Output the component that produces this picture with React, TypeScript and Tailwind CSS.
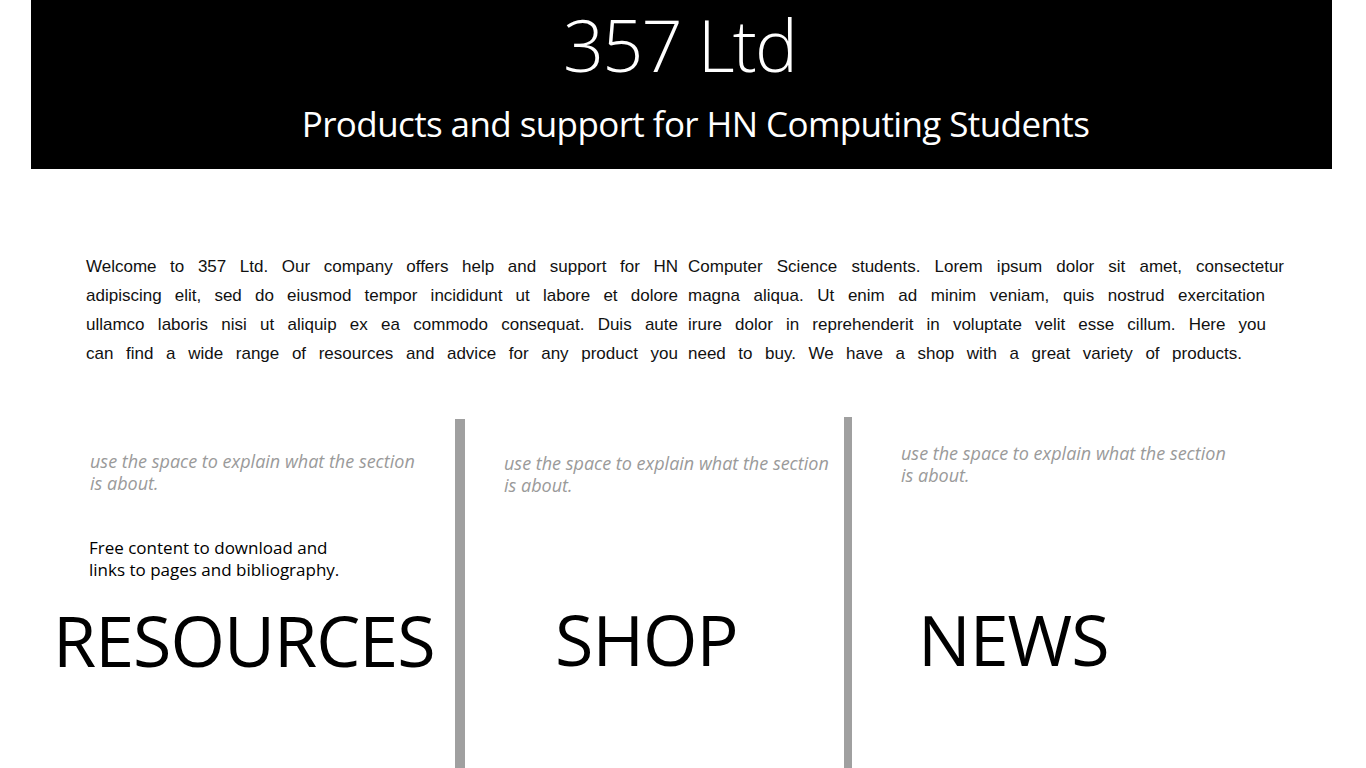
import React from 'react';

const lines: [string, string, string][] = [
  [
    'Welcome to 357 Ltd. Our company offers help and support for HN',
    'Computer Science students. Lorem ipsum dolor sit amet, consectetur',
    'w-[596px]',
  ],
  [
    'adipiscing elit, sed do eiusmod tempor incididunt ut labore et dolore',
    'magna aliqua. Ut enim ad minim veniam, quis nostrud exercitation',
    'w-[577px]',
  ],
  [
    'ullamco laboris nisi ut aliquip ex ea commodo consequat. Duis aute',
    'irure dolor in reprehenderit in voluptate velit esse cillum. Here you',
    'w-[578px]',
  ],
  [
    'can find a wide range of resources and advice for any product you',
    'need to buy. We have a shop with a great variety of products.',
    'w-[554px]',
  ],
];

const segoe = "font-['Open_Sans','Noto_Sans',sans-serif]";

const App: React.FC = () => {
  return (
    <div className={`min-h-[768px] bg-white overflow-hidden ${segoe}`}>
      {/* Banner */}
      <header className="mx-[31px] w-[1301px] h-[169px] bg-black text-white flex flex-col items-center">
        <h1 className="text-[72px] font-light leading-[84px] mt-[2px] ml-[-4px] tracking-[-1.8px]">357 Ltd</h1>
        <p className="text-[35px] font-normal leading-[44px] mt-[16px] ml-[28px] tracking-[-0.6px]">
          Products and support for HN Computing Students
        </p>
      </header>

      {/* Intro */}
      <section className="pt-[83px] pl-[86px] font-['Liberation_Sans',Arial,sans-serif] text-[17px] leading-[29px] text-[#111]">
        {lines.map(([left, right, w]) => (
          <div key={left} className="flex">
            <span className="w-[592px] text-justify [text-align-last:justify]">{left}</span>
            <span className={`${w} ml-[10px] text-justify [text-align-last:justify]`}>{right}</span>
          </div>
        ))}
      </section>

      {/* Sections */}
      <section className="mt-[49px] flex h-[356px]">
        <div className="w-[455px] shrink-0 flex flex-col">
          <p className="ml-[90px] mt-[33px] w-[330px] italic text-[18px] leading-[22px] text-[#9a9a9a]">
            use the space to explain what the section is about.
          </p>
          <p className="ml-[89px] mt-[43px] w-[260px] text-[17px] leading-[22px] text-black">
            Free content to download and links to pages and bibliography.
          </p>
          <h2 className="ml-[53px] mt-[24px] text-[70px] leading-none tracking-[-1px] text-black">RESOURCES</h2>
        </div>
        <div className="w-[10px] shrink-0 mt-[2px] bg-[#a0a0a0]" />
        <div className="w-[379px] shrink-0 flex flex-col">
          <p className="ml-[39px] mt-[35px] w-[330px] italic text-[18px] leading-[22px] text-[#9a9a9a]">
            use the space to explain what the section is about.
          </p>
          <h2 className="ml-[90px] mt-[108px] text-[70px] leading-none tracking-[-1px] text-black">SHOP</h2>
        </div>
        <div className="w-[8px] shrink-0 bg-[#a0a0a0]" />
        <div className="flex-1 flex flex-col">
          <p className="ml-[49px] mt-[25px] w-[330px] italic text-[18px] leading-[22px] text-[#9a9a9a]">
            use the space to explain what the section is about.
          </p>
          <h2 className="ml-[66px] mt-[118px] text-[70px] leading-none tracking-[-1px] text-black">NEWS</h2>
        </div>
      </section>
    </div>
  );
};

export default App;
:::::
Would you reproduce the lines above, from the very first through the line containing "import React from 'react';", exactly and without the pictures?

Output the component that produces this picture with React, TypeScript and Tailwind CSS.
import React from 'react';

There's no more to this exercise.